Join us for a tale from MRF land about maintaining MRF indexes.

Derek Pedersen



Having an up to date network library is paramount at Serif Health, as we pride ourselves on being able to offer our customers the most up to date price transparency data available. 

We do this through a two stage process, first parsing the payor’s CMS defined Table of Contents (ToC) and then from there grouping together the set of MRFs that constitute the different networks that that particular payor provides such as a PPO, HMO, et cetera.
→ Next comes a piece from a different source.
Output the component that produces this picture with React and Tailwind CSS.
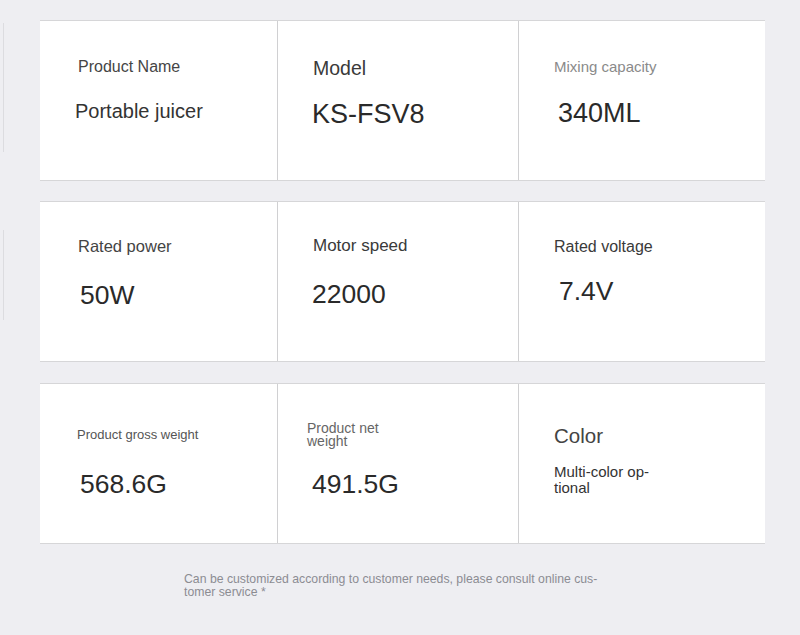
export default function App() {
  const font = { fontFamily: '"Liberation Sans", Arial, sans-serif' };
  return (
    <div className="relative w-[800px] h-[635px] bg-[#eeeef2] pt-[20px] pl-[40px] overflow-hidden" style={font}>
      <div className="absolute left-[3px] top-[23px] w-px h-[129px] bg-[#dcdce0]" />
      <div className="absolute left-[3px] top-[230px] w-px h-[90px] bg-[#dcdce0]" />

      {/* Row 1 */}
      <div className="flex w-[725px] h-[161px] bg-white border-t border-b border-[#d6d6d8]">
        <div className="w-[238px] h-full border-r border-[#d0d0d2] pt-[38px]">
          <div className="ml-[38px] text-[16px] leading-none text-[#454545] whitespace-nowrap">Product Name</div>
          <div className="ml-[35px] mt-[26px] text-[20px] leading-none text-[#333333] whitespace-nowrap">Portable juicer</div>
        </div>
        <div className="w-[241px] h-full border-r border-[#d0d0d2] pt-[38px]">
          <div className="ml-[35px] text-[19.5px] leading-none text-[#3a3a3a] whitespace-nowrap">Model</div>
          <div className="ml-[34px] mt-[22px] text-[27px] leading-none text-[#2a2a2a] whitespace-nowrap">KS-FSV8</div>
        </div>
        <div className="flex-1 h-full pt-[38px]">
          <div className="ml-[35px] text-[15px] leading-none text-[#8a8a8a] whitespace-nowrap">Mixing capacity</div>
          <div className="ml-[39px] mt-[26px] text-[27px] leading-none text-[#2a2a2a] whitespace-nowrap">340ML</div>
        </div>
      </div>

      {/* Row 2 */}
      <div className="flex w-[725px] h-[161px] mt-[20px] bg-white border-t border-b border-[#d6d6d8]">
        <div className="w-[238px] h-full border-r border-[#d0d0d2] pt-[36px]">
          <div className="ml-[38px] text-[16.5px] leading-none text-[#444444] whitespace-nowrap">Rated power</div>
          <div className="ml-[40px] mt-[27px] text-[26.5px] leading-none text-[#2a2a2a] whitespace-nowrap">50W</div>
        </div>
        <div className="w-[241px] h-full border-r border-[#d0d0d2] pt-[35px]">
          <div className="ml-[35px] text-[17px] leading-none text-[#3a3a3a] whitespace-nowrap">Motor speed</div>
          <div className="ml-[34px] mt-[27px] text-[26.5px] leading-none text-[#2a2a2a] whitespace-nowrap">22000</div>
        </div>
        <div className="flex-1 h-full pt-[37px]">
          <div className="ml-[35px] text-[16px] leading-none text-[#3a3a3a] whitespace-nowrap">Rated voltage</div>
          <div className="ml-[40px] mt-[23px] text-[26.5px] leading-none text-[#2a2a2a] whitespace-nowrap">7.4V</div>
        </div>
      </div>

      {/* Row 3 */}
      <div className="flex w-[725px] h-[161px] mt-[21px] bg-white border-t border-b border-[#d6d6d8]">
        <div className="w-[238px] h-full border-r border-[#d0d0d2] pt-[44px]">
          <div className="ml-[37px] text-[13px] leading-none text-[#555555] whitespace-nowrap">Product gross weight</div>
          <div className="ml-[40px] mt-[30px] text-[26.5px] leading-none text-[#2a2a2a] whitespace-nowrap">568.6G</div>
        </div>
        <div className="w-[241px] h-full border-r border-[#d0d0d2] pt-[38px]">
          <div className="ml-[29px] w-[90px] text-[14px] leading-[13px] text-[#666666]">Product net weight</div>
          <div className="ml-[34px] mt-[23px] text-[26.5px] leading-none text-[#2a2a2a] whitespace-nowrap">491.5G</div>
        </div>
        <div className="flex-1 h-full pt-[42px]">
          <div className="ml-[35px] text-[20.5px] leading-none text-[#444444] whitespace-nowrap">Color</div>
          <div className="ml-[35px] mt-[17px] text-[15px] leading-[16px] text-[#333333] whitespace-nowrap">
            Multi-color op-
            <br />
            tional
          </div>
        </div>
      </div>

      {/* Footer */}
      <div className="ml-[144px] mt-[29px] text-[12.25px] leading-[13px] text-[#8c8c92] whitespace-nowrap">
        Can be customized according to customer needs, please consult online cus-
        <br />
        tomer service *
      </div>
    </div>
  );
}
In this post, I’ll focus on the challenges we’ve had to overcome in the first stage of the process - parsing a TOC. 

On its face this sounds pretty straightforward, but come follow me on a journey into the day-to-day workings of what it means to keep our library up to date given all the nuances of the current state of schema compliance.

ToC: On the Rails

The majority of payors we consider to be “on the rails,” meaning they release a new ToC every month on a repeatable cadence, and most importantly they follow the CMS defined ToC schema. 

For the ToC files that have a date stamp in the file name we were easily able to decipher which day of the month we can expect the new ToC to be released and schedule a job to go grab the updated file on that day. 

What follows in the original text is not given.